** WHAT IS BEING ASKED **
Look through the data below. Show each line where the string "this" occurs.

-=-=-=-=-

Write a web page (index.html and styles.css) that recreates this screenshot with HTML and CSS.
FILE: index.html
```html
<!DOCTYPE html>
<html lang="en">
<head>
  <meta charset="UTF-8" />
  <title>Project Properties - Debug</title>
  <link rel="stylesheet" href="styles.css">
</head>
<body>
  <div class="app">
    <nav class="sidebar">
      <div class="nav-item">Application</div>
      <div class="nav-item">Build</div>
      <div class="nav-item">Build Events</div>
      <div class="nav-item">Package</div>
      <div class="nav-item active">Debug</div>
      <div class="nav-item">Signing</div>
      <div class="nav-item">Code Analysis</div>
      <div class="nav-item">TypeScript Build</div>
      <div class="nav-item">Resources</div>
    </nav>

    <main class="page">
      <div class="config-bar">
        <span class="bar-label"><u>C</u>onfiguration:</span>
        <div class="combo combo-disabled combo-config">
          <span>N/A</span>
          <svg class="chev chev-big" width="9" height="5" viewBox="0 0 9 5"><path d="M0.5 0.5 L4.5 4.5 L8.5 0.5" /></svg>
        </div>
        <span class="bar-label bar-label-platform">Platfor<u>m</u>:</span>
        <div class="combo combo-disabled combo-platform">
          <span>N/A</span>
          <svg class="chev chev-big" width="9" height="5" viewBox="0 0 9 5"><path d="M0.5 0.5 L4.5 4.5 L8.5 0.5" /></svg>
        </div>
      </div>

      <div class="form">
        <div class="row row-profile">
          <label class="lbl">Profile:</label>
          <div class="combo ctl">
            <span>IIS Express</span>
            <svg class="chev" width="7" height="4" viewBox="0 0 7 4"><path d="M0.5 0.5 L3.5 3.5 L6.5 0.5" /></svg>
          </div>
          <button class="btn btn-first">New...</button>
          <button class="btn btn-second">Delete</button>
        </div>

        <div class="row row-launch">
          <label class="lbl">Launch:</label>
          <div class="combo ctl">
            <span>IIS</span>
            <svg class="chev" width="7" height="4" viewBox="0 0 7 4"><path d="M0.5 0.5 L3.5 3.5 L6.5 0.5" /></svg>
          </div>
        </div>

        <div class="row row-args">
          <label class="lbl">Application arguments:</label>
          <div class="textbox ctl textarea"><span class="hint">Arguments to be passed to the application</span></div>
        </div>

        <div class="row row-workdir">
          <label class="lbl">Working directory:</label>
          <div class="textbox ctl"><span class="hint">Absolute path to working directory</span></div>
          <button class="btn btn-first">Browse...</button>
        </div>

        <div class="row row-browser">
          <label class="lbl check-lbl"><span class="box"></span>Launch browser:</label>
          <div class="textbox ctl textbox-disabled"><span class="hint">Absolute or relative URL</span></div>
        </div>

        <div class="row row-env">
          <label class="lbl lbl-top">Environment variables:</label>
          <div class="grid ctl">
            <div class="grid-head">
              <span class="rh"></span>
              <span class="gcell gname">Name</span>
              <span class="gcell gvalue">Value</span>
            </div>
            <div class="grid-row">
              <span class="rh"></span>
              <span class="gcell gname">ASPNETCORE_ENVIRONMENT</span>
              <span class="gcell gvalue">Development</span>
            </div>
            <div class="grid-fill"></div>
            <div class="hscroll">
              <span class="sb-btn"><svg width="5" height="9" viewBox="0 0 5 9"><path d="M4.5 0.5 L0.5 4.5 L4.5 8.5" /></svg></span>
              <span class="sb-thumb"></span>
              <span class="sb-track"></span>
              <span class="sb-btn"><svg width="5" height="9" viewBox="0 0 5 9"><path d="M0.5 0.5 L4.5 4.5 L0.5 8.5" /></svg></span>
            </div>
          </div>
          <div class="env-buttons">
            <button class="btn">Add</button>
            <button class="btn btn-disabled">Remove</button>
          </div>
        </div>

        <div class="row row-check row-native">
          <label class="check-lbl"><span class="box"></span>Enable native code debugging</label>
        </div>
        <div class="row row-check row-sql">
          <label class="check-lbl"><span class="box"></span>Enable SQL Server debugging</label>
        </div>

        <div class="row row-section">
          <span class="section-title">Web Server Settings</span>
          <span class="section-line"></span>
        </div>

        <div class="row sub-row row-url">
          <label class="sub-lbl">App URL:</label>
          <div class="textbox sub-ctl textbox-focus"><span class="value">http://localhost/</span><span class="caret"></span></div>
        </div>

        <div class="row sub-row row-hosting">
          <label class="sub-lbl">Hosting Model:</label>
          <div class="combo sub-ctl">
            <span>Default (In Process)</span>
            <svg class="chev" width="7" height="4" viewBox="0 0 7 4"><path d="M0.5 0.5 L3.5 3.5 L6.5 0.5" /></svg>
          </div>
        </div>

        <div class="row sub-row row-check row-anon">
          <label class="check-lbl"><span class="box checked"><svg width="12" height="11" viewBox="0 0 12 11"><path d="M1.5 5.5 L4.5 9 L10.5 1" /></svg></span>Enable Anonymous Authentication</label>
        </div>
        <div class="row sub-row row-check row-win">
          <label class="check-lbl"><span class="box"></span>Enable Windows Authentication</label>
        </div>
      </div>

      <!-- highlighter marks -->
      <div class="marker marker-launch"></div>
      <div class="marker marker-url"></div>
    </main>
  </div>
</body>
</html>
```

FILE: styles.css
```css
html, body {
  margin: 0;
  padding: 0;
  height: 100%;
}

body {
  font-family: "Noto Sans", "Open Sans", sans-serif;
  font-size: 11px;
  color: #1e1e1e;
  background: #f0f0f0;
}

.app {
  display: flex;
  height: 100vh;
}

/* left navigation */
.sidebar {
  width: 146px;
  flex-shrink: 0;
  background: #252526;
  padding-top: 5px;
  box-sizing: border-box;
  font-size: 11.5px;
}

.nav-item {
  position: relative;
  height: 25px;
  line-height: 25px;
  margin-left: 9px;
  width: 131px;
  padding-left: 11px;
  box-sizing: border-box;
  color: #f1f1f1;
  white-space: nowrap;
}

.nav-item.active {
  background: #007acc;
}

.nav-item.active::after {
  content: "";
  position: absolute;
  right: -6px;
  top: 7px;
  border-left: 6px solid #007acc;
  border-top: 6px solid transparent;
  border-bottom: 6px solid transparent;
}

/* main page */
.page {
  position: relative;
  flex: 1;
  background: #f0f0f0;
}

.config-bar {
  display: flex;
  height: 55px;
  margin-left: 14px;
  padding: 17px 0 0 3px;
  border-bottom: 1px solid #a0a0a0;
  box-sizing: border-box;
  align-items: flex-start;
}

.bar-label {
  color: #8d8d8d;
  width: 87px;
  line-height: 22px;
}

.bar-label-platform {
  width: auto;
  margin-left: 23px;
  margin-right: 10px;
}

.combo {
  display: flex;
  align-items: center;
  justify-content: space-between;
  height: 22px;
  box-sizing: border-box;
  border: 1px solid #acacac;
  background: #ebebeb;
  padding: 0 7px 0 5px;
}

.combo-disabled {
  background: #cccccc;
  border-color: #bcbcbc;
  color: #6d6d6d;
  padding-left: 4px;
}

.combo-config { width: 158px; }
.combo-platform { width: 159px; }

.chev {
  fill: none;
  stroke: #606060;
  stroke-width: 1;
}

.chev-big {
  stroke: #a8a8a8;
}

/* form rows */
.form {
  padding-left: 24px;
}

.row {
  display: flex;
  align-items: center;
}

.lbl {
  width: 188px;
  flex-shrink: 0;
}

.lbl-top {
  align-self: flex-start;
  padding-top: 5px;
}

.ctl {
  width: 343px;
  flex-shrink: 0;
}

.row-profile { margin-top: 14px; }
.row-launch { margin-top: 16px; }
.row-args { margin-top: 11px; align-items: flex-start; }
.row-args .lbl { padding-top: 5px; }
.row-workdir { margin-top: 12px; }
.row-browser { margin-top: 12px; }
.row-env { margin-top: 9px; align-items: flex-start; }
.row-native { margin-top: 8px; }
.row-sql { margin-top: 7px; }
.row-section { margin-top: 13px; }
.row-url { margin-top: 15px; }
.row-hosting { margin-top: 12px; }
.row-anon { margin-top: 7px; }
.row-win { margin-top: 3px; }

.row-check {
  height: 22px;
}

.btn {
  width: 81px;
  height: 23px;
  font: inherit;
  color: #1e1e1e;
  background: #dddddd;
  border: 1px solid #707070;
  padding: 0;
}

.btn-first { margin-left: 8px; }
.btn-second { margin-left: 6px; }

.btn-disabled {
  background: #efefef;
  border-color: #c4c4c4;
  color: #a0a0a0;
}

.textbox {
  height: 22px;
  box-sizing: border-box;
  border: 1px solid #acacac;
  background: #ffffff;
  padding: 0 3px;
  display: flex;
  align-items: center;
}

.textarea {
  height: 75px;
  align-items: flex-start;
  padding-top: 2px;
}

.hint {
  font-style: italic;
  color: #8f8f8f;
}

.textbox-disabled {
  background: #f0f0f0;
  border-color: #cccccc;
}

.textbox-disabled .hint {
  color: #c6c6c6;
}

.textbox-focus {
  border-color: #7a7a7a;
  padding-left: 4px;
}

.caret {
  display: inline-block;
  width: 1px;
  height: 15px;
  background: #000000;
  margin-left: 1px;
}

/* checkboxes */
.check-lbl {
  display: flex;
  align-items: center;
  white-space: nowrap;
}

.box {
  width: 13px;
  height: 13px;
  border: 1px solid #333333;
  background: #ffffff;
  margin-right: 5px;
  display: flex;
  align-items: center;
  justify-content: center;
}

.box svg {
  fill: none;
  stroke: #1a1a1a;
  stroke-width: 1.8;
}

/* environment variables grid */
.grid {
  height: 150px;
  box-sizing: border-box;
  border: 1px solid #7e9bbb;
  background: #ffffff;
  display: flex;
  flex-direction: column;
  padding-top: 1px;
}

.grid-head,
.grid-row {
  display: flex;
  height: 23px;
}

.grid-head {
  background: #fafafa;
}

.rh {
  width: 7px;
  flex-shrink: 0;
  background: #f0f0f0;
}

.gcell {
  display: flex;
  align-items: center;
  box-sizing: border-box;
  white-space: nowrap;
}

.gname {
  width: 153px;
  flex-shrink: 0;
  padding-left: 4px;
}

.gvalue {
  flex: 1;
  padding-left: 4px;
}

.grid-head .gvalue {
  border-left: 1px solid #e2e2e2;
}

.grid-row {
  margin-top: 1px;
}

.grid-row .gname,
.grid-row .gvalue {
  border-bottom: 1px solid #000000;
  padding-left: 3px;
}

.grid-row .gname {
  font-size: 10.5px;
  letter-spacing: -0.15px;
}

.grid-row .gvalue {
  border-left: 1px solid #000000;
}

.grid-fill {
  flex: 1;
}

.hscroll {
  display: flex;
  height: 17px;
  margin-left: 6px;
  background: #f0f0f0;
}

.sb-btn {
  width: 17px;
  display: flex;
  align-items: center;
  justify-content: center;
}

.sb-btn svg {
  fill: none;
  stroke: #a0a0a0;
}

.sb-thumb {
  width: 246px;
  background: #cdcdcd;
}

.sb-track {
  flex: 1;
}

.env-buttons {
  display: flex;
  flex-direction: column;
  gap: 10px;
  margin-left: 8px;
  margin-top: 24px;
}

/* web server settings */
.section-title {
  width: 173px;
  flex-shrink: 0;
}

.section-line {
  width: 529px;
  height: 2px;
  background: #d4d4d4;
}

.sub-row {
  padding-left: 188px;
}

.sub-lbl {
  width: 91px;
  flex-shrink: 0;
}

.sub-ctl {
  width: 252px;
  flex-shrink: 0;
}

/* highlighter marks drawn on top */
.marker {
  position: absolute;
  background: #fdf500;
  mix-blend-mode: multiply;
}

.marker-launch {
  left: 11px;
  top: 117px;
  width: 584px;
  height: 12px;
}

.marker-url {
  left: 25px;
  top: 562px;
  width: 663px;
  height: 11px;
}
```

-=-=-=-=-

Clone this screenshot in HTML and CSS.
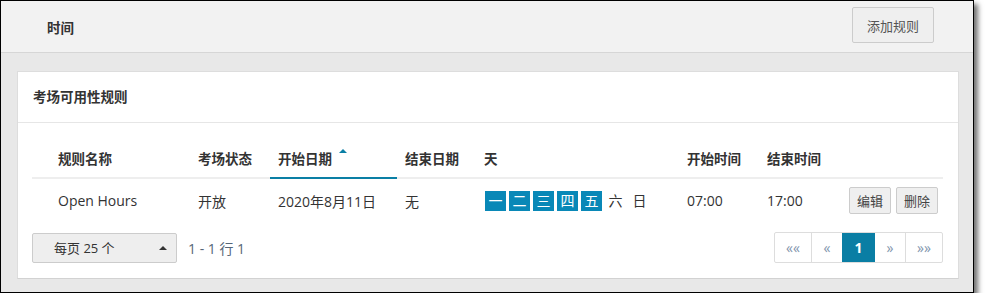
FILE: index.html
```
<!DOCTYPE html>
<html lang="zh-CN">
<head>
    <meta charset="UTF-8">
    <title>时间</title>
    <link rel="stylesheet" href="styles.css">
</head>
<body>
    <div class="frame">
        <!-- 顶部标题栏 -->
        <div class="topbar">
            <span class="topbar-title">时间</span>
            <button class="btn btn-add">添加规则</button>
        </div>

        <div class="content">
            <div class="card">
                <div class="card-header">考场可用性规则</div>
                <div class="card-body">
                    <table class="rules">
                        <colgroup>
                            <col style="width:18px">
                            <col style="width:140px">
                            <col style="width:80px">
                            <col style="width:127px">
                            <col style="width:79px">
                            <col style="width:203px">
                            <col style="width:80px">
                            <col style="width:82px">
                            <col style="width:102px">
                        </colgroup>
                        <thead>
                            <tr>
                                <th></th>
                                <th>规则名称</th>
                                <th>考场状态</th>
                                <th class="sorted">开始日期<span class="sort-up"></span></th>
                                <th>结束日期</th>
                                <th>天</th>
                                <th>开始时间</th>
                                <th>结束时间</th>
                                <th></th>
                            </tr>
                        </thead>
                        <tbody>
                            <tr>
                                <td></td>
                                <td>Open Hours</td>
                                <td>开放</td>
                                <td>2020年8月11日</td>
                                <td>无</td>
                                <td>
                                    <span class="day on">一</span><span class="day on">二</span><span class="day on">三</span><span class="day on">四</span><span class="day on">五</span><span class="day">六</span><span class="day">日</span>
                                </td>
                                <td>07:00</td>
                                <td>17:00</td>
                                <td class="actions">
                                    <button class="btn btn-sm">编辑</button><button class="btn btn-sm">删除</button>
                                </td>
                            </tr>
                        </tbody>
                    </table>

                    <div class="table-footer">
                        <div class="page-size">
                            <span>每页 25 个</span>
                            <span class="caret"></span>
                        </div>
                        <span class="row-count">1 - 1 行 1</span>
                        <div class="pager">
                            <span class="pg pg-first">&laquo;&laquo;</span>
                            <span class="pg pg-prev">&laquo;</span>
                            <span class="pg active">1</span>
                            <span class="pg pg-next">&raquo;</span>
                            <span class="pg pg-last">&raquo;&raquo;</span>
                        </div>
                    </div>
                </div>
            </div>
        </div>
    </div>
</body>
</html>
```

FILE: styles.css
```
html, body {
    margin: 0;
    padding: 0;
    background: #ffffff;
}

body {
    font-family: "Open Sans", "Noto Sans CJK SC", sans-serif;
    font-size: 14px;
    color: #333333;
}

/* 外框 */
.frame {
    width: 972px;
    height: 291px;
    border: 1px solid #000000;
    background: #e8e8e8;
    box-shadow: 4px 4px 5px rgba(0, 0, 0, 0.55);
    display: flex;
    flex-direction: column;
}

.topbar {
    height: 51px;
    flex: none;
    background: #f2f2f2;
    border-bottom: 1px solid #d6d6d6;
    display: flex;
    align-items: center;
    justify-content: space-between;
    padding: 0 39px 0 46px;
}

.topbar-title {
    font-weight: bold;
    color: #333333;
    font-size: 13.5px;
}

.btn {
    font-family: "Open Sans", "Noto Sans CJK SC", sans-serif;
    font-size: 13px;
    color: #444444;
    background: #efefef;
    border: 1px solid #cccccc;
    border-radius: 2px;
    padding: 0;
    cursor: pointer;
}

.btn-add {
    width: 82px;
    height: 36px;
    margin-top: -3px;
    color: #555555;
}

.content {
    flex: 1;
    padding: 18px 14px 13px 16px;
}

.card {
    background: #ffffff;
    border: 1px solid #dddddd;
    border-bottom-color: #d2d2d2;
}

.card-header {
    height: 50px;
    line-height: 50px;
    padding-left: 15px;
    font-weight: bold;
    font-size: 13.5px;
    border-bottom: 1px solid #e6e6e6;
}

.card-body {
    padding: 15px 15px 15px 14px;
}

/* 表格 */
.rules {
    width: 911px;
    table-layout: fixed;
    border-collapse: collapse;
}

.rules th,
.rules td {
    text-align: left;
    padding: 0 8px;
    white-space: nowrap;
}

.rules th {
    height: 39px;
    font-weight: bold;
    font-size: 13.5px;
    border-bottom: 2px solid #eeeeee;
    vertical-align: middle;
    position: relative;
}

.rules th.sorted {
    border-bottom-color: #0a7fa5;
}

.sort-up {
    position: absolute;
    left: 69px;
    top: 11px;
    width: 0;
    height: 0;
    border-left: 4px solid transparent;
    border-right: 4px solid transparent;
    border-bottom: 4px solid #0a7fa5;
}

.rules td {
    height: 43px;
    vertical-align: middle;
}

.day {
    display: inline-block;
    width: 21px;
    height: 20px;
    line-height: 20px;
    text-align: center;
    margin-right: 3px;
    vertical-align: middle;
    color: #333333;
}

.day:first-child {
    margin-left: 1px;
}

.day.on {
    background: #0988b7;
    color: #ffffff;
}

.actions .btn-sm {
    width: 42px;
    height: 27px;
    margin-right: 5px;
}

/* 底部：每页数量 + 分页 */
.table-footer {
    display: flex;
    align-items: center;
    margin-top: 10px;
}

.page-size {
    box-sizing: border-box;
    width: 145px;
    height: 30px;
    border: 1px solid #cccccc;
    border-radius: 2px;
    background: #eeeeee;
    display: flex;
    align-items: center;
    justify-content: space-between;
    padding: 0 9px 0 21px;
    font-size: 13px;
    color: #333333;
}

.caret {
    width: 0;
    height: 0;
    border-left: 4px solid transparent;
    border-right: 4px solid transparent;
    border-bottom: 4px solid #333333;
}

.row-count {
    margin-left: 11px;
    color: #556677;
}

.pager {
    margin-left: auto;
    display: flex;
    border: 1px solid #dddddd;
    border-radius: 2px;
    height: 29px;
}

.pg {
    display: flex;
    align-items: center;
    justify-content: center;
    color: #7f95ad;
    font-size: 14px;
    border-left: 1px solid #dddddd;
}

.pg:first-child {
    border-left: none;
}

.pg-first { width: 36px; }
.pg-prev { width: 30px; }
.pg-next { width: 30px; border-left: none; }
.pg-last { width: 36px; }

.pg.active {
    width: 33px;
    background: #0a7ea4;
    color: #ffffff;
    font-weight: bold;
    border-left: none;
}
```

-=-=-=-=-

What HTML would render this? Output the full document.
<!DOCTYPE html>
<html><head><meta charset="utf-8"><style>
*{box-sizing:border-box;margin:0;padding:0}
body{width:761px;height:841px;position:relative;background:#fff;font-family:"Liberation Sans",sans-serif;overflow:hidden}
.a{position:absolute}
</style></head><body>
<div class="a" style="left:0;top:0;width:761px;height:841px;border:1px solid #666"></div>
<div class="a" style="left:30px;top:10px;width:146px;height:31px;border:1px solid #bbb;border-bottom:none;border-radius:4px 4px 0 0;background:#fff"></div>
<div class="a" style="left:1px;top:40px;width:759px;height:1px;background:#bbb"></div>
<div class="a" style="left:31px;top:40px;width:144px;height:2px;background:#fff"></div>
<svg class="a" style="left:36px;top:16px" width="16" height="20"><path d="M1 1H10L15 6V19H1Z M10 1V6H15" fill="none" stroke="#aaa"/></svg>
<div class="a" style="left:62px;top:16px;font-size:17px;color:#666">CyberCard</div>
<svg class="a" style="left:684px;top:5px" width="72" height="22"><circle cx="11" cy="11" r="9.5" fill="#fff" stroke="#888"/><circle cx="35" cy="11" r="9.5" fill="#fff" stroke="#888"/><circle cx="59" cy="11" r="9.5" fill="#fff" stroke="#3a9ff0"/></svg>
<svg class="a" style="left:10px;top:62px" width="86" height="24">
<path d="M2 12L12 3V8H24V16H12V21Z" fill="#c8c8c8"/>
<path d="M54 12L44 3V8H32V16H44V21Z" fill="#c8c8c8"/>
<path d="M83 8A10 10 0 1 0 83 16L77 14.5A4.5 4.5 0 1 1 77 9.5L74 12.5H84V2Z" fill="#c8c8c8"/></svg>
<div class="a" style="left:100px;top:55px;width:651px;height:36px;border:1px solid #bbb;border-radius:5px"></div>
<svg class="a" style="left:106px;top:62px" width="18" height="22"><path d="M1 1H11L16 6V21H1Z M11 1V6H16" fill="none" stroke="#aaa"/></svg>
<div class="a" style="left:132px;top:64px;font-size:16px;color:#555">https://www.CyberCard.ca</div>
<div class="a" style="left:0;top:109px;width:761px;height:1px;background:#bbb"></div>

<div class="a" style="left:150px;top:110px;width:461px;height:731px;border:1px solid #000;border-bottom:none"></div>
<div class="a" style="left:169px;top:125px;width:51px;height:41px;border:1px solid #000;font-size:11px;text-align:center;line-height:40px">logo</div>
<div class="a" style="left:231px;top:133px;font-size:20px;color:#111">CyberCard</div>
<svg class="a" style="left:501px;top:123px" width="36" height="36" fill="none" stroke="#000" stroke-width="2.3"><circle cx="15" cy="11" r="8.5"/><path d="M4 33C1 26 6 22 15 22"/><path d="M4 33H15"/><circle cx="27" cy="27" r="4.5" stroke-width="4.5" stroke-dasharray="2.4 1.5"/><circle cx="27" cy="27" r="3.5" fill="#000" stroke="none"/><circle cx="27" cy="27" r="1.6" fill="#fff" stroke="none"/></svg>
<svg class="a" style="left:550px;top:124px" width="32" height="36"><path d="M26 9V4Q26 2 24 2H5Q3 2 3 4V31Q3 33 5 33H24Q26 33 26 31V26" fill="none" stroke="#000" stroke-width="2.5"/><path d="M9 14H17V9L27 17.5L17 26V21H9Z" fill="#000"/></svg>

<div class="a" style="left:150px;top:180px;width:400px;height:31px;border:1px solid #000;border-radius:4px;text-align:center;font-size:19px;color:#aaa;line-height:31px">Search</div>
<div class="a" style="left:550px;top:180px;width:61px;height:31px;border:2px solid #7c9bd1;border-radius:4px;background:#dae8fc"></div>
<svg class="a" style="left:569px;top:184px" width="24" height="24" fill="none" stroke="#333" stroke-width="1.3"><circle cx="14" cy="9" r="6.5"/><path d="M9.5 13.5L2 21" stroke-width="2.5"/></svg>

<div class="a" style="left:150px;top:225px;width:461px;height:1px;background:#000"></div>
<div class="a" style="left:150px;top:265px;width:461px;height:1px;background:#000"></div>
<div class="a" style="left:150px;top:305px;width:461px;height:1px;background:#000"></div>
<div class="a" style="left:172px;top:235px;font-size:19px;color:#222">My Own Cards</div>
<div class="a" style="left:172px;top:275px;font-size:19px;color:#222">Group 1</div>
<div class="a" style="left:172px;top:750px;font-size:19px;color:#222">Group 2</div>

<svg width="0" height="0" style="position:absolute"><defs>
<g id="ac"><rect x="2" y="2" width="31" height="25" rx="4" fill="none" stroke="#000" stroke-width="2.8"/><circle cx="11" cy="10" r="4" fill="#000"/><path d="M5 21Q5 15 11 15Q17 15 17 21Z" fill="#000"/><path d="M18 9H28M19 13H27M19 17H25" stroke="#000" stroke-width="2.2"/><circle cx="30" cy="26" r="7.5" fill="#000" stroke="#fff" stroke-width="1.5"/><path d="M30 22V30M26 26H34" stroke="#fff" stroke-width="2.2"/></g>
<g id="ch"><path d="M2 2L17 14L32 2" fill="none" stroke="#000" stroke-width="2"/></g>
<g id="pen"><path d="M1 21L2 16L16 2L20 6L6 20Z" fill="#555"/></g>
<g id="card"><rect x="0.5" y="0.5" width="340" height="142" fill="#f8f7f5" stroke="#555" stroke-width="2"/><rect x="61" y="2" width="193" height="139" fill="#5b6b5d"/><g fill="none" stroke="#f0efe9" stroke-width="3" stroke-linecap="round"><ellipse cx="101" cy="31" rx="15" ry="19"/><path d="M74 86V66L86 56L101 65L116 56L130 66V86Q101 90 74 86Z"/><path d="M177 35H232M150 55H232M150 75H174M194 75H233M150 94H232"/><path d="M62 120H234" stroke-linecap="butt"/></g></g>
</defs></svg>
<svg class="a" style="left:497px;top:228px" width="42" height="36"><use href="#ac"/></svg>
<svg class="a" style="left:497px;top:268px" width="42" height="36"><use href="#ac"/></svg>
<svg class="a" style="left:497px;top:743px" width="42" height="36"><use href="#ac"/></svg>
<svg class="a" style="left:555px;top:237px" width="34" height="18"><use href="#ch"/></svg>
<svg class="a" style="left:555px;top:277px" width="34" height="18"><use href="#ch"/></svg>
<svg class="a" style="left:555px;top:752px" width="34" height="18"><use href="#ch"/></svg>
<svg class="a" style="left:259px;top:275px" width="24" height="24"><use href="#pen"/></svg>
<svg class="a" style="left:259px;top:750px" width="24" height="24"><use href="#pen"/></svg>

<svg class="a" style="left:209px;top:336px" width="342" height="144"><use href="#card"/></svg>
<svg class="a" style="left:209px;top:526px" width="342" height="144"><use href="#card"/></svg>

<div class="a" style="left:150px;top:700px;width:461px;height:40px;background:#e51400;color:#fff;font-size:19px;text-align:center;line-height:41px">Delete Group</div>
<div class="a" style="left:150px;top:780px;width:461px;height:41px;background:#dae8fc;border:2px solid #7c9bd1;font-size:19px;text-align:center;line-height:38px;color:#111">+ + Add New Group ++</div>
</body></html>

-=-=-=-=-

** PROBLEM SOLUTION **
Write a web page (index.html and styles.css) that recreates this screenshot with HTML and CSS.
Clone this screenshot in HTML and CSS.
What HTML would render this? Output the full document.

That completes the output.